Long-term capital gains on shares are exempt from tax. But with the stock markets averaging barely a 3 per cent (annualised) return over the last five years, most equity investors are sitting, not on capital gains, but on capital losses.
In effect, therefore, the tax benefits on equities come into play only if you make gains on them. If you lose, there isn’t any tax benefit to holding them.
The only regular return that investors make from equity investments is by way of distributed dividends. Yet dividends in India are taxed at higher rates (a flat 16.2 per cent dividend distribution tax) than capital gains (15 per cent for short term, zero for long term). Return of cash through share buybacks is also taxed at higher rates.
Despite India Inc sitting on mountains of idle cash, its dividend payout ratio (proportion of profits distributed) is no more than 25 per cent. The average dividend yield is a measly 1.4 per cent.
Encouraging companies to return more of their surpluses to shareholders will definitely improve the return experience of investors. It will also reduce the perception that stock market investments are pure gamble.
This can be accomplished by trimming tax rates on dividends and extending the capital gains tax exemption to share buyback programmes.
Better deal for debt
Current tax breaks on equities are based on the belief that, to get retail investors to buy risky assets, you need to offer sops. From an investor’s perspective, there is a yawning gap between the tax treatment of equity and debt returns.
Equity shares are exempt from capital gains tax if held for more than one year. Dividends are subject to a flat rate of dividend distribution tax. However, capital gains on bonds are taxed even if you hold for the long term. And interest received from bonds or deposits is taxed at the individual’s income tax rate, which can be as high as 30 per cent.
But this approach of taxing debt returns to the hilt and allowing equity investments to go scot-free, has pitfalls. For one, the unequal tax breaks may prompt investors to go overboard on equities, thus taking on more risk than they can afford. After all, all investors need to have both debt and equity instruments in their portfolio for balance. How much equities one should own should be decided by individual risk appetite, rather than tax breaks.

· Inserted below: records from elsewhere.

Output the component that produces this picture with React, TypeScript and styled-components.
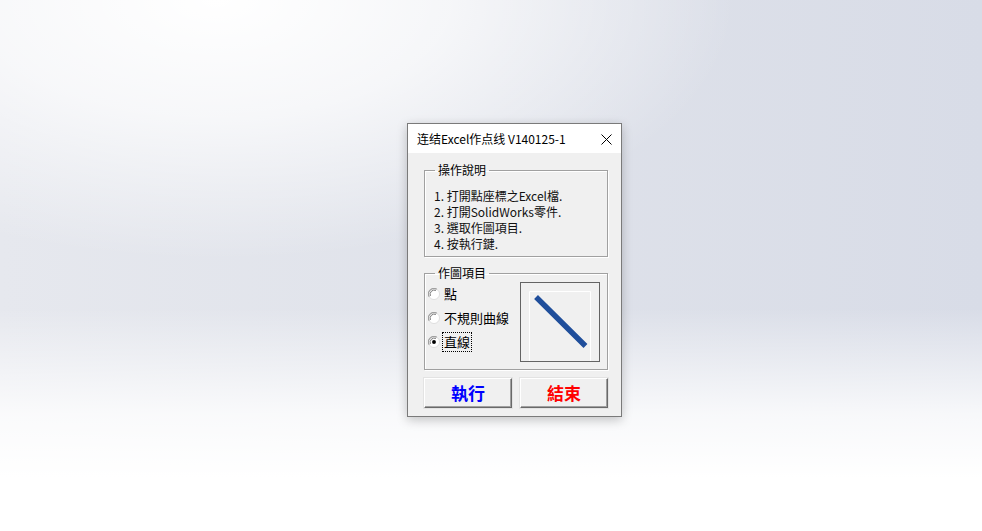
import React from 'react';
import styled, { createGlobalStyle } from 'styled-components';

const GlobalStyle = createGlobalStyle`
  html, body {
    margin: 0;
    padding: 0;
  }
  body {
    font-family: "Noto Sans CJK TC", "Noto Sans", sans-serif;
    color: #000;
  }
`;

const steps = [
  '1. 打開點座標之Excel檔.',
  '2. 打開SolidWorks零件.',
  '3. 選取作圖項目.',
  '4. 按執行鍵.',
];

const options = [
  { label: '點', checked: false },
  { label: '不規則曲線', checked: false },
  { label: '直線', checked: true },
];

const RadioMark = ({ checked }: { checked: boolean }) => (
  <svg width="12" height="12" viewBox="0 0 13 13">
    <circle cx="6.5" cy="6.5" r="6" fill="#fff" stroke="#dcdcdc" />
    <path d="M1.3 9.5 A6 6 0 0 1 9.5 1.3" fill="none" stroke="#a0a0a0" strokeWidth="1.2" />
    <path d="M2.6 8.6 A4.6 4.6 0 0 1 8.6 2.6" fill="none" stroke="#6a6a6a" strokeWidth="1" />
    {checked && <circle cx="6.5" cy="6.5" r="2.1" fill="#000" />}
  </svg>
);

const App = () => {
  return (
    <>
      <GlobalStyle />
      <Desktop>
        <Dialog>
          <TitleBar>
            <Title>连结Excel作点线 V140125-1</Title>
            <CloseIcon width="11" height="11" viewBox="0 0 11 11">
              <path d="M0.5 0.5 L10.5 10.5 M10.5 0.5 L0.5 10.5" stroke="#000" strokeWidth="1" />
            </CloseIcon>
          </TitleBar>

          <Body>
            {/* 操作說明 */}
            <GroupBox>
              <Legend>操作說明</Legend>
              <StepList>
                {steps.map((s) => (
                  <Step key={s}>{s}</Step>
                ))}
              </StepList>
            </GroupBox>

            {/* 作圖項目 */}
            <GroupBox $top={8}>
              <Legend>作圖項目</Legend>
              <OptionArea>
                <RadioColumn>
                  {options.map((o) => (
                    <RadioRow key={o.label}>
                      <RadioMark checked={o.checked} />
                      <RadioLabel $focused={o.checked}>{o.label}</RadioLabel>
                    </RadioRow>
                  ))}
                </RadioColumn>
                <Preview>
                  <svg width="78" height="78" viewBox="0 0 78 78">
                    <path d="M8.5 78 V8.5 H69.5 V78" fill="none" stroke="#fff" strokeWidth="1" />
                    <path d="M17 16 L62.5 61" stroke="#1f4e9b" strokeWidth="5.5" strokeLinecap="square" />
                  </svg>
                </Preview>
              </OptionArea>
            </GroupBox>

            <ButtonRow>
              <ActionButton $color="#0000ff">執行</ActionButton>
              <ActionButton $color="#ff0000">結束</ActionButton>
            </ButtonRow>
          </Body>
        </Dialog>
      </Desktop>
    </>
  );
};

const Desktop = styled.div`
  width: 982px;
  height: 531px;
  box-sizing: border-box;
  padding: 123px 0 0 407px;
  overflow: hidden;
  background:
    radial-gradient(ellipse 520px 260px at 22% 0%, #ffffff 0%, rgba(255, 255, 255, 0.7) 45%, rgba(255, 255, 255, 0) 100%),
    linear-gradient(to bottom, rgba(255, 255, 255, 0) 58%, rgba(255, 255, 255, 0.8) 78%, #fff 90%),
    linear-gradient(to right, #e6e8ee 0%, #dfe2ea 50%, #d8dce7 100%);
`;

const Dialog = styled.div`
  width: 215px;
  box-sizing: border-box;
  border: 1px solid #7a7a7a;
  background: #f0f0f0;
  box-shadow: 0 3px 10px rgba(0, 0, 0, 0.22);
`;

const TitleBar = styled.div`
  height: 29px;
  background: #fff;
  display: flex;
  align-items: center;
  justify-content: space-between;
  padding: 0 9px 0 9px;
`;

const Title = styled.span`
  font-family: "Noto Sans CJK SC", "Noto Sans", sans-serif;
  font-size: 12px;
  line-height: 16px;
  color: #000;
  white-space: nowrap;
`;

const CloseIcon = styled.svg`
  display: block;
  margin-top: 1px;
`;

const Body = styled.div`
  padding: 9px 13px 8px 16px;
  display: flex;
  flex-direction: column;
`;

const GroupBox = styled.fieldset<{ $top?: number }>`
  margin: ${(p) => p.$top ?? 0}px 0 0 0;
  padding: 0;
  min-width: 0;
  border: 1px solid #a0a0a0;
  box-shadow: inset 1px 1px 0 #fff, 1px 1px 0 #fff;
`;

const Legend = styled.legend`
  margin-left: 10px;
  padding: 0 3px;
  font-size: 12px;
  line-height: 16px;
  color: #000;
`;

const StepList = styled.div`
  padding: 10px 0 4px 9px;
  display: flex;
  flex-direction: column;
`;

const Step = styled.div`
  font-size: 12px;
  line-height: 16px;
  color: #111;
  white-space: nowrap;
`;

const OptionArea = styled.div`
  display: flex;
  justify-content: space-between;
  align-items: flex-start;
  padding: 1px 7px 7px 3px;
`;

const RadioColumn = styled.div`
  display: flex;
  flex-direction: column;
`;

const RadioRow = styled.div`
  height: 24px;
  display: flex;
  align-items: center;
  gap: 2px;

  svg {
    display: block;
    flex: none;
  }
`;

const RadioLabel = styled.span<{ $focused: boolean }>`
  font-size: 13px;
  line-height: 18px;
  padding: 0 1px;
  border: 1px dotted ${(p) => (p.$focused ? '#000' : 'transparent')};
  white-space: nowrap;
`;

const Preview = styled.div`
  width: 80px;
  height: 80px;
  box-sizing: border-box;
  border: 1px solid #646464;
  background: #f0f0f0;

  svg {
    display: block;
  }
`;

const ButtonRow = styled.div`
  margin-top: 8px;
  display: grid;
  grid-template-columns: 1fr 1fr;
  gap: 8px;
`;

const ActionButton = styled.button<{ $color: string }>`
  height: 30px;
  padding: 0;
  box-sizing: border-box;
  background: #f0f0f0;
  border-top: 1px solid #fff;
  border-left: 1px solid #fff;
  border-right: 1px solid #696969;
  border-bottom: 1px solid #696969;
  box-shadow: inset -1px -1px 0 #a0a0a0, 0 0 0 1px #e3e3e3;
  font-family: "Noto Sans CJK TC", sans-serif;
  font-size: 17px;
  font-weight: 700;
  line-height: 20px;
  color: ${(p) => p.$color};
`;

export default App;
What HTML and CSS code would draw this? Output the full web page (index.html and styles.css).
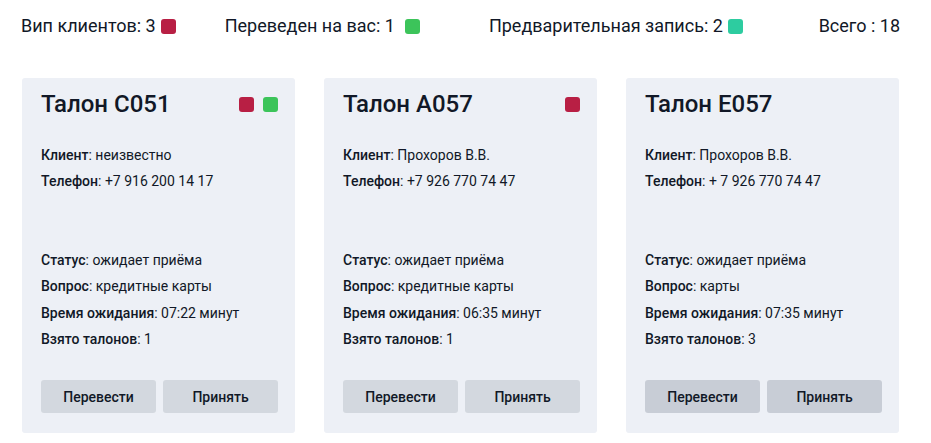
FILE: index.html
```html
<!DOCTYPE html>
<html lang="ru">
<head>
    <meta charset="UTF-8">
    <meta name="viewport" content="width=device-width, initial-scale=1.0">
    <title>Талоны</title>
    <link rel="stylesheet" href="styles.css">
</head>
<body>
    <div class="page">
        <!-- Сводка по очереди -->
        <header class="summary">
            <div class="summary-item vip">Вип клиентов: 3 <span class="mark mark-red"></span></div>
            <div class="summary-item moved">Переведен на вас: 1 <span class="mark mark-green"></span></div>
            <div class="summary-item pre">Предварительная запись: 2 <span class="mark mark-teal"></span></div>
            <div class="summary-item total">Всего : 18</div>
        </header>

        <main class="tickets">
            <div class="ticket">
                <div class="ticket-head">
                    <h2>Талон C051</h2>
                    <div class="marks">
                        <span class="mark mark-red"></span>
                        <span class="mark mark-green"></span>
                    </div>
                </div>
                <div class="ticket-client">
                    <p><b>Клиент</b>: неизвестно</p>
                    <p><b>Телефон</b>: +7 916 200 14 17</p>
                </div>
                <div class="ticket-info">
                    <p><b>Статус</b>: ожидает приёма</p>
                    <p><b>Вопрос</b>: кредитные карты</p>
                    <p><b>Время ожидания</b>: 07:22 минут</p>
                    <p><b>Взято талонов</b>: 1</p>
                </div>
                <div class="ticket-actions">
                    <button class="btn">Перевести</button>
                    <button class="btn">Принять</button>
                </div>
            </div>

            <div class="ticket">
                <div class="ticket-head">
                    <h2>Талон A057</h2>
                    <div class="marks">
                        <span class="mark mark-red"></span>
                    </div>
                </div>
                <div class="ticket-client">
                    <p><b>Клиент</b>: Прохоров В.В.</p>
                    <p><b>Телефон</b>: +7 926 770 74 47</p>
                </div>
                <div class="ticket-info">
                    <p><b>Статус</b>: ожидает приёма</p>
                    <p><b>Вопрос</b>: кредитные карты</p>
                    <p><b>Время ожидания</b>: 06:35 минут</p>
                    <p><b>Взято талонов</b>: 1</p>
                </div>
                <div class="ticket-actions">
                    <button class="btn">Перевести</button>
                    <button class="btn">Принять</button>
                </div>
            </div>

            <div class="ticket ticket-dark">
                <div class="ticket-head">
                    <h2>Талон E057</h2>
                </div>
                <div class="ticket-client">
                    <p><b>Клиент</b>: Прохоров В.В.</p>
                    <p><b>Телефон</b>: + 7 926 770 74 47</p>
                </div>
                <div class="ticket-info">
                    <p><b>Статус</b>: ожидает приёма</p>
                    <p><b>Вопрос</b>: карты</p>
                    <p><b>Время ожидания</b>: 07:35 минут</p>
                    <p><b>Взято талонов</b>: 3</p>
                </div>
                <div class="ticket-actions">
                    <button class="btn">Перевести</button>
                    <button class="btn">Принять</button>
                </div>
            </div>
        </main>
    </div>
</body>
</html>
```

FILE: styles.css
```css
/* Общие стили */
body {
    margin: 0;
    font-family: Roboto, "Liberation Sans", sans-serif;
    background: #ffffff;
    color: #111827;
}

.page {
    padding: 14px 31px 0 21px;
}

/* Сводка */
.summary {
    display: flex;
    align-items: center;
    font-size: 18px;
    line-height: 24px;
}

.summary-item {
    display: flex;
    align-items: center;
    gap: 5px;
    white-space: nowrap;
}

.summary-item.vip { margin-right: 49px; }
.summary-item.moved { margin-right: 69px; }
.summary-item.moved .mark { margin-left: 5px; }
.summary-item.total { margin-left: auto; }

.mark {
    display: inline-block;
    width: 15px;
    height: 15px;
    border-radius: 3px;
}

.mark-red { background: #b81f44; }
.mark-green { background: #3cc45a; }
.mark-teal { background: #2dcca0; }

/* Карточки талонов */
.tickets {
    display: flex;
    gap: 29px;
    margin-top: 40px;
    padding-left: 1px;
}

.ticket {
    width: 273px;
    box-sizing: border-box;
    background: #edf0f6;
    border-radius: 3px;
    padding: 11px 17px 20px 19px;
}

.ticket-head {
    display: flex;
    align-items: center;
    justify-content: space-between;
    height: 30px;
}

.ticket-head h2 {
    margin: 0;
    font-size: 24px;
    font-weight: 500;
}

.marks {
    display: flex;
    gap: 9px;
}

.ticket p {
    margin: 0;
    font-size: 14px;
    line-height: 26.3px;
}

.ticket b {
    font-weight: 500;
}

.ticket-client {
    margin-top: 23px;
    height: 105px;
}

.ticket-info {
    margin-bottom: 28px;
}

.ticket-actions {
    display: flex;
    gap: 7px;
}

.btn {
    flex: 1;
    height: 33px;
    border: none;
    border-radius: 3px;
    background: #d3d8df;
    color: #111827;
    font-family: Roboto, "Liberation Sans", sans-serif;
    font-size: 14px;
    font-weight: 500;
    cursor: pointer;
}

.ticket-dark .btn {
    background: #c8cdd6;
}
```
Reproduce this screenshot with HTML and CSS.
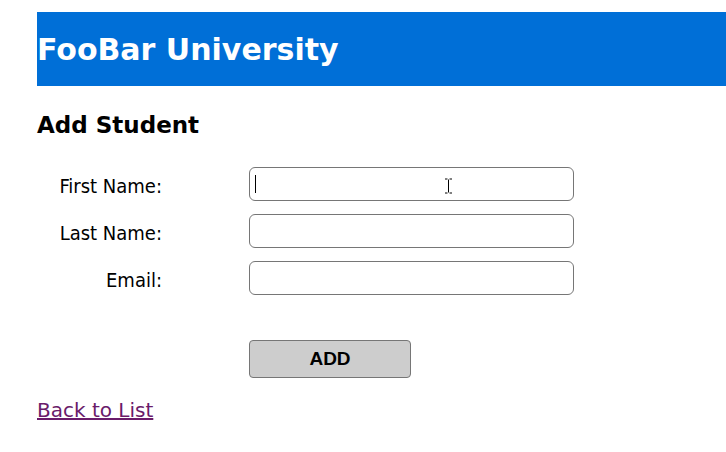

Two, there is no reason why shares must claim any innate superiority over debt, as financial savings go. If the argument is that stocks redirect household savings into productive uses in business, that holds true for debt too. It is not clear why investing in a Reliance Power IPO is better for the economy than investing in HUDCO bonds or SBI deposits.
Given that investors have been shying away from all kinds of financial savings — bank deposits, bonds and shares — this is not the time to be finicky. It is best to leave the debt/equity mix to the investor’s choice.
Instead, the Government must consider taxing interest from debt instruments at the same rates as dividends from shares. Holding equities for the long term can be encouraged by allowing inflation-indexed capital gains tax ( a la bonds) on shares held for more than 3 years.
Finally, it is essential to make financial assets at least as attractive as physical ones such as land and gold, by subjecting them to similar tax regimes.
Today, though jewellery and property are subject to tax on paper, they escape both capital gains tax and wealth tax due to poor enforcement.
Ensuring better tax compliance on jewellery and property transactions would go a long way in putting financial assets back into the reckoning.